Merrill Lynch, Pierce, Fenner & Smith Inc. of New York, New York, was censured and fined $1,250,000 after consenting to findings of the firm’s failure to fingerprint or timely fingerprint associated persons; failure to adequately screen for statutory disqualification; failure to create required documents; and failure to establish and maintain an adequate supervisory system and failure to establish, maintain and enforce written supervisory procedures. Letter of Acceptance, Waiver and Consent, No. 2013038772501 (Dec. 16, 2015).

According to the AWC, from January 1, 2009 through October 28, 2013, the firm had failed to conduct adequate background checks on an estimated 4,500 of its 20,000 non-registered associated persons. Of the 4,500 individuals, 1,115 were not actually fingerprinted at all and another 240 were not fingerprinted until after they began to work for Merrill. Merrill Lynch reportedly fingerprinted the remaining 3,145 associated persons and screened them under Section 19 of the Federal Insurance Deposit Act (Section 19), but had failed to screen them for certain felony convictions or regulatory actions as required by the Securities Exchange Act of 1934. Consequently, according to the AWC, the firm had allowed at least one person who was subject to a disqualification to associate with it and was not able to determine whether another 115 individuals were subject to disqualification because they were terminated prior to the firm screening them.

The AWC reported that the firm’s failure to fingerprint or properly screen the 4,500 associated persons during the relevant time period arose, in part, from the firm’s January 1, 2009 acquisition by Bank of America Corporation.

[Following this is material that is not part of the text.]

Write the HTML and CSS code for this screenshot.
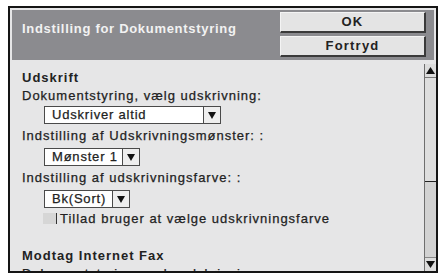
FILE: index.html
```html
<!DOCTYPE html>
<html>
<head>
<meta charset="utf-8">
<link rel="stylesheet" href="styles.css">
</head>
<body>
<div class="frame">
  <div class="header">
    <div class="title">Indstilling for Dokumentstyring</div>
    <div class="buttons">
      <div class="btn">OK</div>
      <div class="btn">Fortryd</div>
    </div>
  </div>
  <div class="content">
    <div class="list">
      <div class="section">Udskrift</div>
      <div class="label">Dokumentstyring, vælg udskrivning:</div>
      <div class="select sel-wide first"><span class="val">Udskriver altid</span><span class="arrow"><svg width="8" height="7" viewBox="0 0 8 7"><polygon points="0,0 8,0 4,7" fill="#111"/></svg></span></div>
      <div class="label gap">Indstilling af Udskrivningsmønster: :</div>
      <div class="select sel-mid"><span class="val">Mønster 1</span><span class="arrow"><svg width="8" height="7" viewBox="0 0 8 7"><polygon points="0,0 8,0 4,7" fill="#111"/></svg></span></div>
      <div class="label gap">Indstilling af udskrivningsfarve: :</div>
      <div class="select sel-small"><span class="val">Bk(Sort)</span><span class="arrow"><svg width="8" height="7" viewBox="0 0 8 7"><polygon points="0,0 8,0 4,7" fill="#111"/></svg></span></div>
      <div class="check"><span class="box"></span><span>Tillad bruger at vælge udskrivningsfarve</span></div>
      <div class="section sec2">Modtag Internet Fax</div>
      <div class="label">Dokumentstyring, vælg udskrivning:</div>
    </div>
    <div class="scrollbar">
      <div class="sb-btn"><svg width="9" height="7" viewBox="0 0 9 7"><polygon points="4.5,0 9,7 0,7" fill="#111"/></svg></div>
      <div class="thumb"></div>
      <div class="track"></div>
      <div class="sb-btn"><svg width="9" height="7" viewBox="0 0 9 7"><polygon points="0,0 9,0 4.5,7" fill="#111"/></svg></div>
    </div>
  </div>
</div>
</body>
</html>
```
FILE: styles.css
```css
html, body {
  margin: 0;
  padding: 0;
  background: #ffffff;
}
body {
  font-family: "Liberation Sans", Arial, sans-serif;
  font-size: 13px;
  color: #222;
}
.frame {
  margin: 6px 0 0 8px;
  width: 430px;
  height: 267px;
  box-sizing: border-box;
  border: 2px solid #151515;
  background: #e6e6e7;
  display: flex;
  flex-direction: column;
  overflow: hidden;
}
.header {
  margin: 2px 2px 0 2px;
  height: 50px;
  flex: none;
  background: #8b8b8f;
  display: flex;
  align-items: flex-start;
  justify-content: space-between;
}
.title {
  margin: 12px 0 0 10px;
  line-height: 14px;
  color: #f2f2f2;
  font-weight: bold;
  letter-spacing: 0.7px;
}
.buttons {
  margin: 2px 8px 0 0;
  display: flex;
  flex-direction: column;
  gap: 3px;
}
.btn {
  width: 146px;
  height: 21px;
  box-sizing: border-box;
  background: #e4e4e4;
  border-top: 1px solid #f4f4f4;
  border-left: 1px solid #f4f4f4;
  border-right: 2px solid #3a3a3a;
  border-bottom: 2px solid #3a3a3a;
  text-align: center;
  line-height: 18px;
  font-weight: bold;
  color: #222;
  letter-spacing: 1.2px;
}
.content {
  flex: 1;
  display: flex;
  min-height: 0;
}
.list {
  flex: 1;
  padding: 9px 0 0 12px;
  overflow: hidden;
  display: flex;
  flex-direction: column;
  align-items: flex-start;
}
.section {
  height: 18px;
  line-height: 18px;
  font-weight: bold;
  letter-spacing: 1px;
}
.sec2 {
  margin-top: 21px;
}
.label {
  height: 18px;
  line-height: 18px;
  letter-spacing: 1px;
  white-space: nowrap;
  -webkit-text-stroke: 0.25px #222;
}
.gap {
  margin-top: 3px;
}
.select {
  margin: 3px 0 0 22px;
  height: 18px;
  box-sizing: border-box;
  border: 1px solid #4a4a4a;
  background: #ffffff;
  display: flex;
}
.select.first { margin-top: 1px; }
.val {
  flex: 1;
  padding-left: 7px;
  line-height: 16px;
  letter-spacing: 0.8px;
  -webkit-text-stroke: 0.25px #222;
}
.arrow {
  width: 16px;
  border-left: 1px solid #4a4a4a;
  background: #eeeeee;
  display: flex;
  align-items: center;
  justify-content: center;
}
.sel-wide { width: 177px; }
.sel-mid { width: 96px; }
.sel-small { width: 86px; }
.check {
  height: 18px;
  margin-top: 3px;
  display: flex;
  align-items: center;
  margin-left: 21px;
  letter-spacing: 1px;
  -webkit-text-stroke: 0.25px #222;
}
.box {
  width: 13px;
  height: 11px;
  background: #d6d6d6;
  border-right: 1px solid #333;
  margin-right: 3px;
}
.scrollbar {
  width: 11px;
  margin-top: 4px;
  border-left: 1px solid #6e6e6e;
  background: #d3d3d3;
  display: flex;
  flex-direction: column;
}
.sb-btn {
  height: 13px;
  flex: none;
  background: #dcdcdc;
  display: flex;
  align-items: center;
  justify-content: center;
}
.thumb {
  height: 103px;
  flex: none;
  border-top: 1px solid #777;
  border-bottom: 1px solid #222;
  background: #dedede;
}
.track {
  flex: 1;
  border-bottom: 1px solid #888;
  background: #d2d2d2;
}
```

After Bank of America had acquired Merrill Lynch, Merrill Lynch failed to maintain any supervisory system or procedures which identified and properly screened all individuals associated with the firm in a non-registered capacity. Consequently, FINRA found that Merrill Lynch violated Section 17(f) of the Exchange Act and Rule 17f-2, FINRA By-Laws, Article III, Section 3(b), NASD Rule 3010, and FINRA Rule 2010. FINRA also found that Merrill failed to maintain certain records in violation of Section 17(a) of the Exchange Act and Rule 17a-3, NASD Rule 3110, and FINRA Rules 4511 and 2010.

This is not the first time that Merrill Lynch has been disciplined for similar misconduct. On June 29, 2000, a New York Stock Exchange Hearing Panel fined the firm $250,000 after finding that the firm had associated with three persons subject to statutory disqualification for three, six, and eight months, respectively. NYSE Decision No. 00-109 (June 29, 2000). Additionally, on November 15, 20002, NYSE fined the firm $300,000 after finding that Merrill associated with twenty-three individuals who were subject to statutory disqualification and failed to report the associations pursuant to NYSE Rule 351. NYSE Decision No. 02-228 (Nov. 15, 2002).

Federal securities laws require that FINRA member firms fingerprint most associated persons prior to or upon association with the firm. The firms, according to FINRA, review the fingerprint results as part of their background check to determine, among other things, whether a prospective associated person has previously engaged in misconduct (e.g. certain criminal and regulatory events) which subjects her or him to statutory disqualification.

Securities brokerage firms have a duty to supervise their brokers and the sales practices of their brokers, and to review customer statements for, among other things, evidence of suitability, unauthorized trading, or excessive activity. FINRA Conduct Rule 3010 specifically provides that each member shall establish and maintain a system to supervise the activities of each stockbroker and associated person that is reasonably designed to achieve compliance with applicable securities laws and regulations, and with the Rules.